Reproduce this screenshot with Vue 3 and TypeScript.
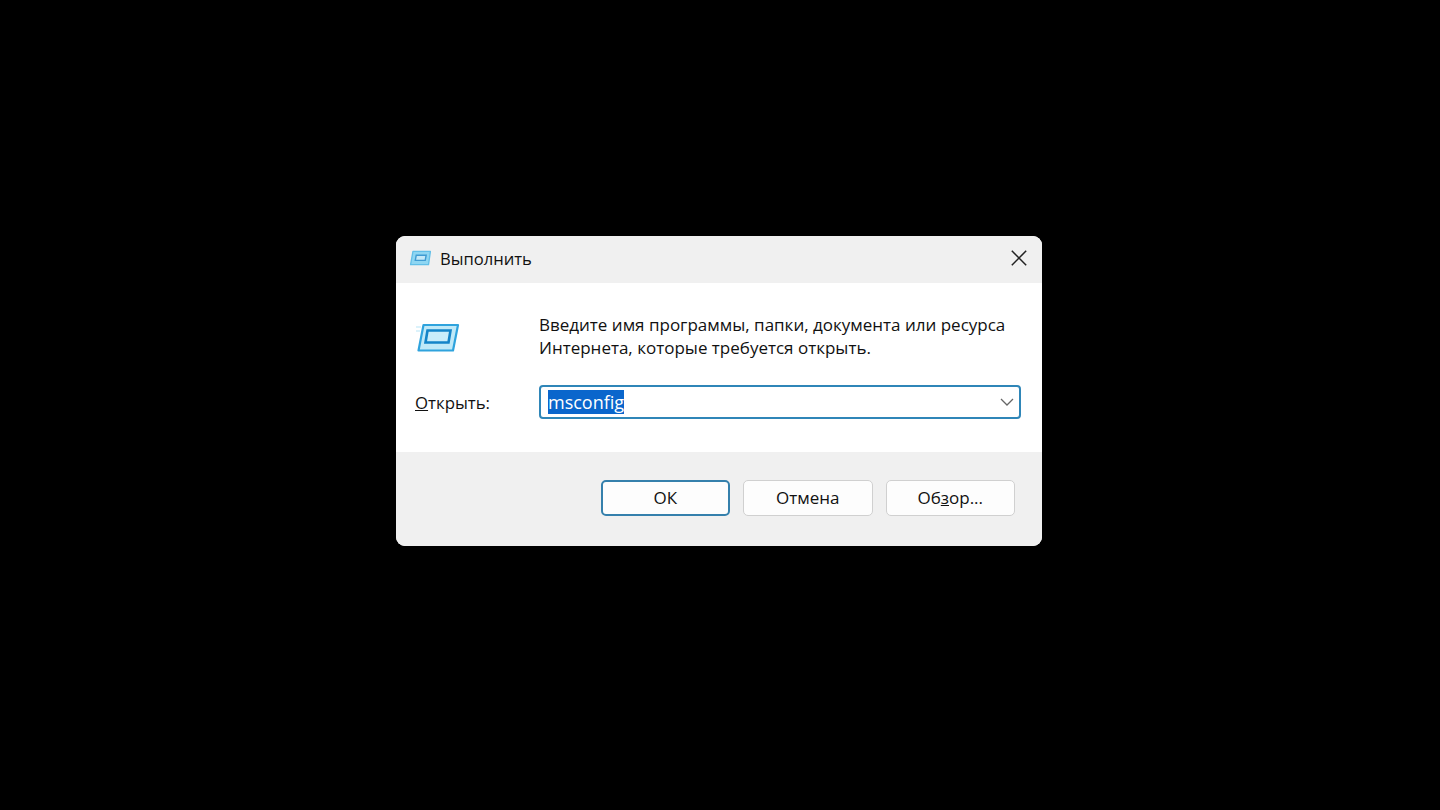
<script setup lang="ts">
const title: string = 'Выполнить'
</script>

<template>
  <div class="page">
    <div class="dialog">
      <header class="titlebar">
        <svg class="icon-small" viewBox="0 0 24 18" width="23" height="17">
          <path d="M4 1.5H22.5L20.5 15.5H1.5Z" fill="#8ed6f2" stroke="#62bfe8" stroke-width="1.4" stroke-linejoin="round" />
          <path d="M7.5 5.5H18L17 11H6.5Z" fill="#c4e9f8" stroke="#3f9bd2" stroke-width="1.5" />
        </svg>
        <span class="title">{{ title }}</span>
        <svg class="close" viewBox="0 0 16 16" width="16" height="16">
          <path d="M.8.8 15.2 15.2M15.2.8.8 15.2" stroke="#222" stroke-width="1.5" fill="none" />
        </svg>
      </header>
      <main class="body">
        <div class="intro">
          <svg class="icon-large" viewBox="0 0 44 30" width="44" height="30">
            <path d="M7.5 2H42L37 27.5H2.5Z" fill="#bfe9f8" stroke="#2fa3dd" stroke-width="2.2" stroke-linejoin="round" />
            <path d="M11.5 7.5H34.5L32.5 19.5H9.5Z" fill="#c9edfa" stroke="#1384c8" stroke-width="2.6" />
            <path d="M0 4H5M0 8H4" stroke="#cfeefa" stroke-width="1.5" />
          </svg>
          <p class="message">Введите имя программы, папки, документа или ресурса<br />Интернета, которые требуется открыть.</p>
        </div>
        <div class="open-row">
          <label class="open-label"><u>О</u>ткрыть:</label>
          <div class="combo">
            <span class="selected">msconfig</span>
            <svg class="chevron" viewBox="0 0 14 8" width="14" height="8">
              <path d="M1 1 7 7 13 1" stroke="#666" stroke-width="1.3" fill="none" />
            </svg>
          </div>
        </div>
      </main>
      <footer class="footer">
        <button class="btn primary">ОК</button>
        <button class="btn">Отмена</button>
        <button class="btn">Об<u>з</u>ор...</button>
      </footer>
    </div>
  </div>
</template>

<style>
html, body { margin: 0; background: #000; }
</style>

<style scoped>
.page {
  width: 1440px;
  height: 810px;
  box-sizing: border-box;
  padding: 236px 0 0 396px;
  background: #000;
  font-family: "Open Sans", "Noto Sans", sans-serif;
  font-size: 17px;
  color: #111;
}
.dialog {
  width: 646px;
  height: 310px;
  border-radius: 9px;
  overflow: hidden;
  display: flex;
  flex-direction: column;
  background: #fff;
}
.titlebar {
  height: 47px;
  flex: none;
  display: flex;
  align-items: center;
  background: #f0f0f0;
  padding: 0 15px 0 13px;
}
.title { margin: -2px 0 0 8px; flex: 1; font-size: 16.6px; }
.icon-small { margin-top: -3px; }
.close { margin-top: -3px; }
.body {
  height: 169px;
  flex: none;
  box-sizing: border-box;
  padding-top: 30px;
  background: #fff;
}
.intro { display: flex; }
.icon-large { margin: 10px 0 0 20px; flex: none; }
.message {
  margin: 0 0 0 79px;
  line-height: 23px;
  white-space: nowrap;
}
.open-row {
  display: flex;
  align-items: center;
  margin-top: 26px;
  padding-left: 19px;
}
.open-label { width: 124px; flex: none; font-size: 16.8px; }
.combo {
  width: 482px;
  height: 34px;
  box-sizing: border-box;
  border: 2px solid #2f86b8;
  border-radius: 4px;
  display: flex;
  align-items: center;
  justify-content: space-between;
  padding: 0 5px 0 7px;
  background: #fff;
}
.selected {
  background: #0a66cc;
  color: #fff;
  font-size: 18px;
  line-height: 24px;
}
.footer {
  flex: 1;
  display: flex;
  justify-content: flex-end;
  align-items: flex-start;
  gap: 13px;
  padding: 28px 27px 0 0;
  background: #f0f0f0;
}
.btn {
  width: 129.5px;
  height: 36px;
  box-sizing: border-box;
  border: 1.5px solid #d0d0d0;
  border-radius: 5px;
  background: #fdfdfd;
  color: #111;
  font: inherit;
  padding: 0 0 2px;
}
.primary {
  border: 2px solid #3580ac;
}
</style>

◆ Goal of the exercise
Repeat the data in full and exactly. Omit pictures.

◆ Response
Reproduce this screenshot with Vue 3 and TypeScript.
<script setup lang="ts">
const title: string = 'Выполнить'
</script>

<template>
  <div class="page">
    <div class="dialog">
      <header class="titlebar">
        <svg class="icon-small" viewBox="0 0 24 18" width="23" height="17">
          <path d="M4 1.5H22.5L20.5 15.5H1.5Z" fill="#8ed6f2" stroke="#62bfe8" stroke-width="1.4" stroke-linejoin="round" />
          <path d="M7.5 5.5H18L17 11H6.5Z" fill="#c4e9f8" stroke="#3f9bd2" stroke-width="1.5" />
        </svg>
        <span class="title">{{ title }}</span>
        <svg class="close" viewBox="0 0 16 16" width="16" height="16">
          <path d="M.8.8 15.2 15.2M15.2.8.8 15.2" stroke="#222" stroke-width="1.5" fill="none" />
        </svg>
      </header>
      <main class="body">
        <div class="intro">
          <svg class="icon-large" viewBox="0 0 44 30" width="44" height="30">
            <path d="M7.5 2H42L37 27.5H2.5Z" fill="#bfe9f8" stroke="#2fa3dd" stroke-width="2.2" stroke-linejoin="round" />
            <path d="M11.5 7.5H34.5L32.5 19.5H9.5Z" fill="#c9edfa" stroke="#1384c8" stroke-width="2.6" />
            <path d="M0 4H5M0 8H4" stroke="#cfeefa" stroke-width="1.5" />
          </svg>
          <p class="message">Введите имя программы, папки, документа или ресурса<br />Интернета, которые требуется открыть.</p>
        </div>
        <div class="open-row">
          <label class="open-label"><u>О</u>ткрыть:</label>
          <div class="combo">
            <span class="selected">msconfig</span>
            <svg class="chevron" viewBox="0 0 14 8" width="14" height="8">
              <path d="M1 1 7 7 13 1" stroke="#666" stroke-width="1.3" fill="none" />
            </svg>
          </div>
        </div>
      </main>
      <footer class="footer">
        <button class="btn primary">ОК</button>
        <button class="btn">Отмена</button>
        <button class="btn">Об<u>з</u>ор...</button>
      </footer>
    </div>
  </div>
</template>

<style>
html, body { margin: 0; background: #000; }
</style>

<style scoped>
.page {
  width: 1440px;
  height: 810px;
  box-sizing: border-box;
  padding: 236px 0 0 396px;
  background: #000;
  font-family: "Open Sans", "Noto Sans", sans-serif;
  font-size: 17px;
  color: #111;
}
.dialog {
  width: 646px;
  height: 310px;
  border-radius: 9px;
  overflow: hidden;
  display: flex;
  flex-direction: column;
  background: #fff;
}
.titlebar {
  height: 47px;
  flex: none;
  display: flex;
  align-items: center;
  background: #f0f0f0;
  padding: 0 15px 0 13px;
}
.title { margin: -2px 0 0 8px; flex: 1; font-size: 16.6px; }
.icon-small { margin-top: -3px; }
.close { margin-top: -3px; }
.body {
  height: 169px;
  flex: none;
  box-sizing: border-box;
  padding-top: 30px;
  background: #fff;
}
.intro { display: flex; }
.icon-large { margin: 10px 0 0 20px; flex: none; }
.message {
  margin: 0 0 0 79px;
  line-height: 23px;
  white-space: nowrap;
}
.open-row {
  display: flex;
  align-items: center;
  margin-top: 26px;
  padding-left: 19px;
}
.open-label { width: 124px; flex: none; font-size: 16.8px; }
.combo {
  width: 482px;
  height: 34px;
  box-sizing: border-box;
  border: 2px solid #2f86b8;
  border-radius: 4px;
  display: flex;
  align-items: center;
  justify-content: space-between;
  padding: 0 5px 0 7px;
  background: #fff;
}
.selected {
  background: #0a66cc;
  color: #fff;
  font-size: 18px;
  line-height: 24px;
}
.footer {
  flex: 1;
  display: flex;
  justify-content: flex-end;
  align-items: flex-start;
  gap: 13px;
  padding: 28px 27px 0 0;
  background: #f0f0f0;
}
.btn {
  width: 129.5px;
  height: 36px;
  box-sizing: border-box;
  border: 1.5px solid #d0d0d0;
  border-radius: 5px;
  background: #fdfdfd;
  color: #111;
  font: inherit;
  padding: 0 0 2px;
}
.primary {
  border: 2px solid #3580ac;
}
</style>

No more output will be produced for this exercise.